Once the requesting party has made a threshold showing of relevance, the burden shifts to the party resisting discovery to show specific facts demonstrating that the discovery is not relevant, or how it is overly broad, burdensome, or oppressive. Penford Corp. v. National Union Fire Ins. Co., 265 F.R.D. 430, 433 (N.D. Iowa 2009); St. Paul Reinsurance Co. v. Commercial Financial Corp., 198 F.R.D. 508, 511 (N.D. Iowa 2000). The articulation of mere conclusory objections that something is Aoverly broad, burdensome, or oppressive,@ is insufficient to carry the resisting party's burden-that party must make a specific showing of reasons why the relevant discovery should not be had. Cincinnati Ins. Co. v. Fine Home Managers, Inc., 2010 WL 2990118, *1 (E.D. Mo. 2010); Burns v. Imagine Films Entertainment, Inc., 164 F.R.D. 589, 593 (W.D.N.Y. 1996).
Several courts have determined that where the discovery requests are relevant, the fact that answering them will be burdensome and expensive is not in itself a reason for a court's refusing to order discovery which is otherwise appropriate. See In re Folding Carton Antitrust Litigation, 83 F.R.D. 260, 265 (N.D. Ill. 1979) (stating that A[b]ecause the interrogatories themselves are relevant, the fact that answers to them will be burdensome and expensive >is not in itself a reason for refusing to order discovery which is otherwise appropriate' ”); Alexander v. Parsons, 75 F.R.D. 536, 539 (W.D. Mich. 1977) (stating that Athe mere fact discovery is burdensome . . . is not a sufficient objection to such discovery, providing the information sought is relevant or may lead to the discovery of admissible evidence”); and Burns, 164 F.R.D. at 593 (determining that the fact that answering interrogatories will require the objecting party to expend considerable time, effort, and expense consulting, reviewing, and analyzing huge volumes of documents and information is an insufficient basis for an objection). Moreover, if discovery requests are relevant, the fact that they involve work, which may be time consuming, is not sufficient to render them objectionable. See United States v. Nysco Labs., Inc., 26 F.R.D. 159, 161-62 (E.D.N.Y. 1960)and Rogers v. Tri-State Materials Corp., 51 F.R.D. 234, 245 (N.D. W.Va. 1970) (stating that A[i]nterrogatories, otherwise relevant, are not objectionable and oppressive simply on grounds [that] they may cause the answering party work, research and expense).
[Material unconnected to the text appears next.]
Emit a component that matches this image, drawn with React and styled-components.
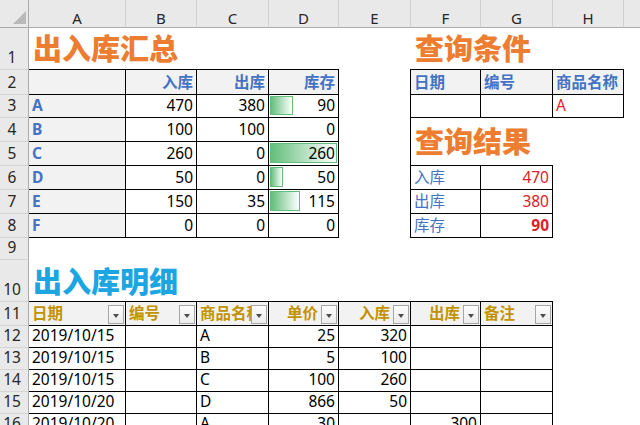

RCPE has not carried its burden to demonstrate specific facts in support of its claim of undue burden. This court finds that the topics are appropriately limited to the relevant policies, procedures, and timeframe of the incident.
Despite RPCE stating it supplied sufficiently detailed information in Interrogatories #24-28, 42-44, Mr. Hendrickson should be allowed to explore these topics with the corporate representative. A 30(b)(6) deposition is a proper discovery method to address topics of policy and procedure in a way that written discovery cannot always accomplish. And, as addressed above, the topics are not premature. The expert disclosure deadline has passed, and presumably additional discovery has taken place since the filing of this motion. Finally, RPCE has not demonstrated that it will experience undue burden. RPCE has agreed to the 30(b)(6) deposition on multiple other topics, making preparing its representative on weather-related policy and procedure an appropriate addition. Accordingly, RPCE must respond to 30(b)(6) topics 16, 17, and 18.
3. Attorney's Fees
If the court grants a motion for a protective order, the court must “require the party or deponent whose conduct necessitated the motion, the party or attorney advising that conduct, or both to pay the movant's reasonable expenses incurred in making the motion, including the attorney's fees.” See FED. R. CIV. P. 37(a)(5)(A). However, the court must not make such an award if the “opposing party's nondisclosure, response, or objection was substantially justified.” See FED. R. CIV. P. 37(a)(5)(A)(ii). The court finds that many of Mr. Hendrickson's objections RPCE's motion for a protective order were substantially justified, as reflected in the court's opinion. Accordingly, the court declines to award RPCE with its reasonable attorney's fees and costs incurred in filing the instant motion.
CONCLUSION
Based on the foregoing, the court hereby
ORDERS that RPCE's motion for a protective order and motion to quash [Docket 19] is granted in part and denied in part in accordance with the above opinion. The 30(b)(6) Notice of Deposition dated April 3, 2023, is quashed. See Docket No. 23-1. Plaintiff may serve RPCE with another notice of deposition pursuant to FED. R. CIV. P. 30(b)(6) modified in accordance with this opinion and RPCE shall respond to that notice accordingly.